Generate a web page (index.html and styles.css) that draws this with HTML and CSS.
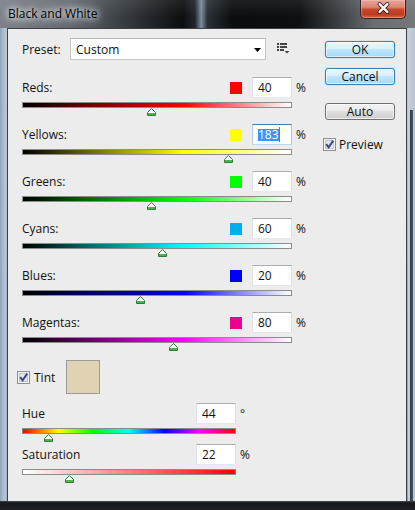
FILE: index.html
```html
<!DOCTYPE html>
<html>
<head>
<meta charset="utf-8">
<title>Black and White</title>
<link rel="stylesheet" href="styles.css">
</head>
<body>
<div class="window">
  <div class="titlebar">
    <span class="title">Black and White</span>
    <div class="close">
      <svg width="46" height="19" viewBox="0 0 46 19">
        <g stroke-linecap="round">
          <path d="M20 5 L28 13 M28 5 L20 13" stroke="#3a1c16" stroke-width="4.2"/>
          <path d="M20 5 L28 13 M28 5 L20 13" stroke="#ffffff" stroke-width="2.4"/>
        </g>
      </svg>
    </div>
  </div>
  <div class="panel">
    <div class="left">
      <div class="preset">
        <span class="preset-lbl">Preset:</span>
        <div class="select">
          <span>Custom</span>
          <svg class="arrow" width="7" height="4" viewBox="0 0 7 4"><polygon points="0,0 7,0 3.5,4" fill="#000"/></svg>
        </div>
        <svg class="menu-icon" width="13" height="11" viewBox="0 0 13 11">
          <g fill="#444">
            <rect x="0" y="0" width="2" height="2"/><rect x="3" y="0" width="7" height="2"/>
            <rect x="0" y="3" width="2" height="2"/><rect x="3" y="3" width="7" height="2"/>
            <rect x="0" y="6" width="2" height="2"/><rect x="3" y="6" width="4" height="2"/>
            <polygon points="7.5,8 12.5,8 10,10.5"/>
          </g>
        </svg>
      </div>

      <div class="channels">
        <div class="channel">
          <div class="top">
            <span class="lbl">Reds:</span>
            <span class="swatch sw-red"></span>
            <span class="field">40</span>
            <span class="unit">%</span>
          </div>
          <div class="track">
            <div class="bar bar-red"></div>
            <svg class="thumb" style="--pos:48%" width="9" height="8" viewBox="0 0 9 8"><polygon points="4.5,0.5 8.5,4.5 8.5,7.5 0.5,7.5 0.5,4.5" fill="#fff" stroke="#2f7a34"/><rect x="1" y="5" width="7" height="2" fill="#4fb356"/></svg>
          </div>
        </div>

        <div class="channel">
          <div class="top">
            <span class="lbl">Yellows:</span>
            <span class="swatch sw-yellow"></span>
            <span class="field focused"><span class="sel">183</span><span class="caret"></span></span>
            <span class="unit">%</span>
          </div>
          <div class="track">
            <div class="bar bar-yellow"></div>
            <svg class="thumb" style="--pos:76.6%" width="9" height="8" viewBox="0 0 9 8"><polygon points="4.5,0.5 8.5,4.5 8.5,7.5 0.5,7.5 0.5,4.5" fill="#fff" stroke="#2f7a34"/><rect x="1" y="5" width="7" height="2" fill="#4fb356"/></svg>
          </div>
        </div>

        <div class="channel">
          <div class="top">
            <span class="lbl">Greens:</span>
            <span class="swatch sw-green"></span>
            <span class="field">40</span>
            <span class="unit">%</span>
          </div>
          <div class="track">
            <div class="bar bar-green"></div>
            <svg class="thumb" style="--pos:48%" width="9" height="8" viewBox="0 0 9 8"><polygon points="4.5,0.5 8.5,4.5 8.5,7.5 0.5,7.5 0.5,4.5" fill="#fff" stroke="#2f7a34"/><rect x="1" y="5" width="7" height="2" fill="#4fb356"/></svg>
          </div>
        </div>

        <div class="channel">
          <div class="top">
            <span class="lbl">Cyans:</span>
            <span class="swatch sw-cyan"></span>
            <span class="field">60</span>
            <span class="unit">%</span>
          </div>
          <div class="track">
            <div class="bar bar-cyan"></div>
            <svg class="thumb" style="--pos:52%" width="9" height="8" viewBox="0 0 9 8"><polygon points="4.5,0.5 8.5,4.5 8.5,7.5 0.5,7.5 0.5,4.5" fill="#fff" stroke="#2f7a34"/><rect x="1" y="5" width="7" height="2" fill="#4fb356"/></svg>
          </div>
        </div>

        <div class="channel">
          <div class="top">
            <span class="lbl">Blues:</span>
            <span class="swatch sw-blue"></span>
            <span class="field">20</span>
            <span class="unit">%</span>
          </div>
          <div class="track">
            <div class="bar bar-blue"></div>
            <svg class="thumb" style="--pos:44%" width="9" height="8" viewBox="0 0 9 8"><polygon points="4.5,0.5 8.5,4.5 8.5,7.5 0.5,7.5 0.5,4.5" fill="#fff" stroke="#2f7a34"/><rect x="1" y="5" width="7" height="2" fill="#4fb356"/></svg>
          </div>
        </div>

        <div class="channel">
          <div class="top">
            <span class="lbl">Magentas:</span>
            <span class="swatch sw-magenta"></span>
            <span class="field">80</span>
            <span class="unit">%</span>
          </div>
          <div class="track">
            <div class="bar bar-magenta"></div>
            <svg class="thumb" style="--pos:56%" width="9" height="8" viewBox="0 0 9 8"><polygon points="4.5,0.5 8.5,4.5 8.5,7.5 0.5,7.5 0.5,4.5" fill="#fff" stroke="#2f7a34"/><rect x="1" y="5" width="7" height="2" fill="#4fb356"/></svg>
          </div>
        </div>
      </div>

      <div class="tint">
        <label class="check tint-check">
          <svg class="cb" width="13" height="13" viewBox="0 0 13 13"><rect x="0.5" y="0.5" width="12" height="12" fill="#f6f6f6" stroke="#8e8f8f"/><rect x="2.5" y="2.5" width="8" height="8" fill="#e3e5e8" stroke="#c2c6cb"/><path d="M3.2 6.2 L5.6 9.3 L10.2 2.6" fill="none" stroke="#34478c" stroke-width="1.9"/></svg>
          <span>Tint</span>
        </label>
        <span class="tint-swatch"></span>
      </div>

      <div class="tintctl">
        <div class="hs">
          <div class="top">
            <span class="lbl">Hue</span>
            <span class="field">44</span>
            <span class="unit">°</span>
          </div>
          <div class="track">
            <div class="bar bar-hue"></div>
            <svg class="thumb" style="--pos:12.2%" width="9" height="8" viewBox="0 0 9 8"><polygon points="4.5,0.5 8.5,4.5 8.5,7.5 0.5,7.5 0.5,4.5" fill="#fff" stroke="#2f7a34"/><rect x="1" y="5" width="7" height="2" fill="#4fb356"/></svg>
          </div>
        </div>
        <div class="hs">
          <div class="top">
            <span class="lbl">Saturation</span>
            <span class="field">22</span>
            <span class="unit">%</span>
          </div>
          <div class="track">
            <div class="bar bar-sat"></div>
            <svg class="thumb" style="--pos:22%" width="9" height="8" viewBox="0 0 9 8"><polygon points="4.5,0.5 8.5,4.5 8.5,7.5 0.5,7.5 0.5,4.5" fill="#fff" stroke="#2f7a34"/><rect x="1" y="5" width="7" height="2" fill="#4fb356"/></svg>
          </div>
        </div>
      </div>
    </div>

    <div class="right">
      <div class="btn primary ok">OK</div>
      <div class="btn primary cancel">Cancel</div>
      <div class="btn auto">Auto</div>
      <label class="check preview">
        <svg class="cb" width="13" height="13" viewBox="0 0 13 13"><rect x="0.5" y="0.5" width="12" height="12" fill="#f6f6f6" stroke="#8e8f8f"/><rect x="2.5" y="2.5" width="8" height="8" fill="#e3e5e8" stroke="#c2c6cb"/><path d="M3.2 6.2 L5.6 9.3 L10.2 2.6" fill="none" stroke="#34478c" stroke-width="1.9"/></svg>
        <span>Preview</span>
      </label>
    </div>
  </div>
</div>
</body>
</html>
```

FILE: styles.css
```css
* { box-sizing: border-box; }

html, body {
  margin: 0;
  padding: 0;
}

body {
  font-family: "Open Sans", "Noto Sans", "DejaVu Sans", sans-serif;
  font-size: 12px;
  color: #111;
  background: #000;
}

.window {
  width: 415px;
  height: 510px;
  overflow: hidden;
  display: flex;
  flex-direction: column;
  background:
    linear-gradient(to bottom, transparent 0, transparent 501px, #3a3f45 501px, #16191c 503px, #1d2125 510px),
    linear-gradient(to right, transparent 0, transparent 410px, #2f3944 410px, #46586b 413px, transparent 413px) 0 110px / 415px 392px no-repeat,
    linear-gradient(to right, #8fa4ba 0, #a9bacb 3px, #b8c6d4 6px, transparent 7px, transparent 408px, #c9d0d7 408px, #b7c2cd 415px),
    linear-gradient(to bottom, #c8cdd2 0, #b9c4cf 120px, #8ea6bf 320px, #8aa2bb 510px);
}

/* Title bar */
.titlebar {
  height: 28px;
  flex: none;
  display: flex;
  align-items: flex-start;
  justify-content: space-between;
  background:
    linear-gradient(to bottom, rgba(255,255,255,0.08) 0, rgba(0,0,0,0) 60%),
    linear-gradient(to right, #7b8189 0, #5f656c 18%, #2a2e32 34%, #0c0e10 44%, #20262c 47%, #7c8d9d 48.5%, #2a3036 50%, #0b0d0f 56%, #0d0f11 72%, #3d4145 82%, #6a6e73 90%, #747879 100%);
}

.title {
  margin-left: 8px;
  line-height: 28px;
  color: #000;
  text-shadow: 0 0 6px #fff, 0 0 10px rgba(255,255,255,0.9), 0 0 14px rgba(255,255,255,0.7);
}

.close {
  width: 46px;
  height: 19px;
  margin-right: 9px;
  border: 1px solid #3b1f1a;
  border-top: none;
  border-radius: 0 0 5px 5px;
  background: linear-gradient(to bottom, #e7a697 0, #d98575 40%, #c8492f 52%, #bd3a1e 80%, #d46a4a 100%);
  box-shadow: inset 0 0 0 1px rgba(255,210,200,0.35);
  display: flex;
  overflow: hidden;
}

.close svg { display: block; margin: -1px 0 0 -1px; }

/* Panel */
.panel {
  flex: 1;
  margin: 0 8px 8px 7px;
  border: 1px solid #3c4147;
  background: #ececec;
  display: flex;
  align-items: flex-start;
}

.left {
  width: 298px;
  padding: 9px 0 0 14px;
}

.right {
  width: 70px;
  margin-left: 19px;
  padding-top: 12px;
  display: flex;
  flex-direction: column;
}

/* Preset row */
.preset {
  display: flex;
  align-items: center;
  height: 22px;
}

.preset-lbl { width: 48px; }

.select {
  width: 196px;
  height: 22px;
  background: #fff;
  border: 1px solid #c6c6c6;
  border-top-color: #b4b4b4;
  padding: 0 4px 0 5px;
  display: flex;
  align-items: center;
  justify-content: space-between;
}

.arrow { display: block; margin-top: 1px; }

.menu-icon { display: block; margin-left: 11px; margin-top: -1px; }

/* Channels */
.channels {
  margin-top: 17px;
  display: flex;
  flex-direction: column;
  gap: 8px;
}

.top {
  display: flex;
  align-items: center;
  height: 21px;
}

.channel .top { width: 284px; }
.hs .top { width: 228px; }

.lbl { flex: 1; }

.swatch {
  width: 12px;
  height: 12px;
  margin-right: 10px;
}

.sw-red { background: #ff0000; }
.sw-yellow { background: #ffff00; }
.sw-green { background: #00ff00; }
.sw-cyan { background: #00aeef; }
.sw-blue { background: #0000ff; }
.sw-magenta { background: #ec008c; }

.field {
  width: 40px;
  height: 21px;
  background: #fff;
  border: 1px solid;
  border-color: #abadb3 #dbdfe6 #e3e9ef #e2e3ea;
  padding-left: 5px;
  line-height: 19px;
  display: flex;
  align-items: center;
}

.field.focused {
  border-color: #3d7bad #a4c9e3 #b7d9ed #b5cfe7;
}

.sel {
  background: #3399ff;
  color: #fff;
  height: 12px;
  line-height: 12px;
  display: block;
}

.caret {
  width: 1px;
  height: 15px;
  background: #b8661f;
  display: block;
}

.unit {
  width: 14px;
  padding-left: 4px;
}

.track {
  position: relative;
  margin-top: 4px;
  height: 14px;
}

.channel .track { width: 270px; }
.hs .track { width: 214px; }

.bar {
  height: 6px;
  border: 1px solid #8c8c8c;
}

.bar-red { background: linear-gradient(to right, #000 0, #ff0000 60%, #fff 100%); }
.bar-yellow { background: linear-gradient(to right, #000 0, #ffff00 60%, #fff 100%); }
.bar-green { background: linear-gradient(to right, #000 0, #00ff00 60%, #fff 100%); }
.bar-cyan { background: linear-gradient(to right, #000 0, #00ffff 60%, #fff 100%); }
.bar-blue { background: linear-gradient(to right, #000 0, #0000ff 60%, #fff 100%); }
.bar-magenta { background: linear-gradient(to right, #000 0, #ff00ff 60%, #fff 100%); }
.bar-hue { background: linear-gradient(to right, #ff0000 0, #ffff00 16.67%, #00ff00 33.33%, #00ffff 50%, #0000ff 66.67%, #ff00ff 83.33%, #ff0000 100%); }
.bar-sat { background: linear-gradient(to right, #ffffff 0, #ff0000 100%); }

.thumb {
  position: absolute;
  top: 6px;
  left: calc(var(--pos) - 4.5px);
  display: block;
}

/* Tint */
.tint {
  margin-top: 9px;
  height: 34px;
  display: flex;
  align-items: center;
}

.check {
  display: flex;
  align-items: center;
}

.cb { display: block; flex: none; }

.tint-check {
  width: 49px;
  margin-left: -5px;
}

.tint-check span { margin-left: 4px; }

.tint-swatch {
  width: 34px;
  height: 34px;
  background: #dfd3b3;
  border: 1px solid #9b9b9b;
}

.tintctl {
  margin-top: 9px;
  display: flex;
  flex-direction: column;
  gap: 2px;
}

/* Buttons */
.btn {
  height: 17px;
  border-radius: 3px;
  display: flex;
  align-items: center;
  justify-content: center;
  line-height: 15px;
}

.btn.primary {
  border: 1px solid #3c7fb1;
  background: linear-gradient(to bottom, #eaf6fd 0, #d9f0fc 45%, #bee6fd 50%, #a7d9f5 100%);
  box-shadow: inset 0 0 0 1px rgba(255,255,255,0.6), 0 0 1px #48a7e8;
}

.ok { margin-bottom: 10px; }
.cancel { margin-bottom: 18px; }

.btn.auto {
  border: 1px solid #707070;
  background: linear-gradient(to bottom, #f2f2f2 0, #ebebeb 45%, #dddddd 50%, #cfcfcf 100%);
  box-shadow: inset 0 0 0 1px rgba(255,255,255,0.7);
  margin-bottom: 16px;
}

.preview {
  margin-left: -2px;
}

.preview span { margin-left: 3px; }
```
---
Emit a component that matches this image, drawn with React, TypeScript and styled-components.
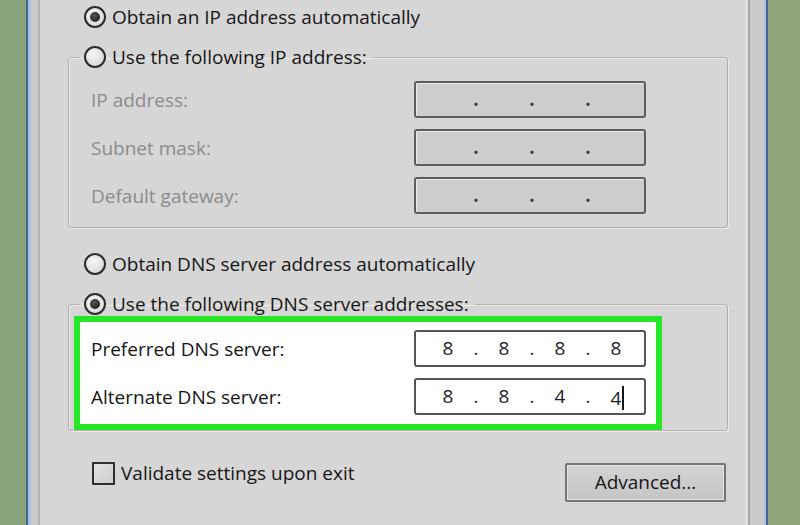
---
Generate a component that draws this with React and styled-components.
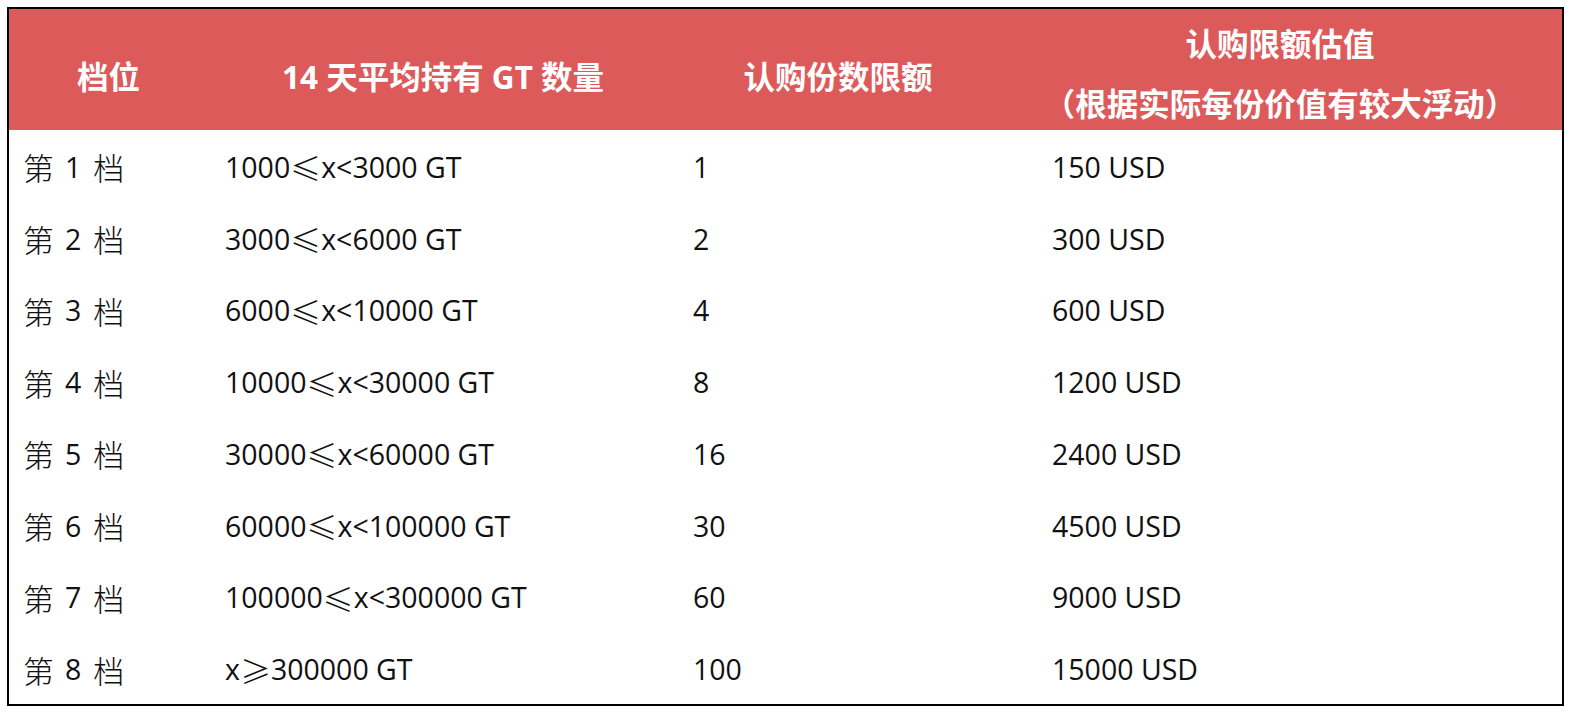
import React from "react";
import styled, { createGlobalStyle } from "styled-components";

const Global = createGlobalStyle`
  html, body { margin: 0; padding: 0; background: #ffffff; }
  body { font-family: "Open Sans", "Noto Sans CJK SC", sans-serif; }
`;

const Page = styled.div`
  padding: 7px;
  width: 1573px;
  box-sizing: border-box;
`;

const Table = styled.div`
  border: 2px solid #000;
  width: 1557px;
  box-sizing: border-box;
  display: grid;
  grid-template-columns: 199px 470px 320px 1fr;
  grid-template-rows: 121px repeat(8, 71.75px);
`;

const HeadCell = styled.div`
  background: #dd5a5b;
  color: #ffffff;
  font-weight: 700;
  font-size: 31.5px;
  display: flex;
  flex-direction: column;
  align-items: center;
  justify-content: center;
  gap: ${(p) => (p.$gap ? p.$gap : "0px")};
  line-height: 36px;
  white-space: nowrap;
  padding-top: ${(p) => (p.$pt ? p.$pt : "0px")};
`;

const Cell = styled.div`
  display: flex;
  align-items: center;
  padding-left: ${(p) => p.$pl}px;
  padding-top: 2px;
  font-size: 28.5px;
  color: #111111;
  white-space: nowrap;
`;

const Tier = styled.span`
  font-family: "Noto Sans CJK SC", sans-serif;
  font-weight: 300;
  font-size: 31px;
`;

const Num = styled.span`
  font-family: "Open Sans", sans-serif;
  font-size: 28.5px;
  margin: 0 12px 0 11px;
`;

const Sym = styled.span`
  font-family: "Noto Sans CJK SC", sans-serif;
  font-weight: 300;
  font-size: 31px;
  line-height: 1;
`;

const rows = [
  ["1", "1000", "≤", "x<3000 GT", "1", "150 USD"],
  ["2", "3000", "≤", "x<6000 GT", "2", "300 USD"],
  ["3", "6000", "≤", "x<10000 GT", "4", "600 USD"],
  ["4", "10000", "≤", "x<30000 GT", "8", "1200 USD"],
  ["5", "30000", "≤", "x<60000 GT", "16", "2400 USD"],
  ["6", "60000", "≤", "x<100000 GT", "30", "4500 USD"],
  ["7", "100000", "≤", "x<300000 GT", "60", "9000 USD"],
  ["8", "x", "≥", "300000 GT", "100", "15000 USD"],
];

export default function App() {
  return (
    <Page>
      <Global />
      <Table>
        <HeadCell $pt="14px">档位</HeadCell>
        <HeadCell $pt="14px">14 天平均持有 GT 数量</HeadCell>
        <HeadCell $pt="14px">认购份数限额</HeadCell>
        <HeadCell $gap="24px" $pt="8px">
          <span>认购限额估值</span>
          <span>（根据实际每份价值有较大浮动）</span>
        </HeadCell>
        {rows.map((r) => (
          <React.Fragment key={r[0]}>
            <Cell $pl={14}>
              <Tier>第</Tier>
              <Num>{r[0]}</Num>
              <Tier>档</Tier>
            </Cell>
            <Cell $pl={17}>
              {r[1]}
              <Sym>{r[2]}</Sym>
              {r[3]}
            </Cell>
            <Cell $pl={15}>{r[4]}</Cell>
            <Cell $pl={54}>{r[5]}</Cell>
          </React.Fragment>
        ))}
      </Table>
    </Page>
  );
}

[Task instructions]
Report only how many lines in the listing contain the string "index".

[Task response]
2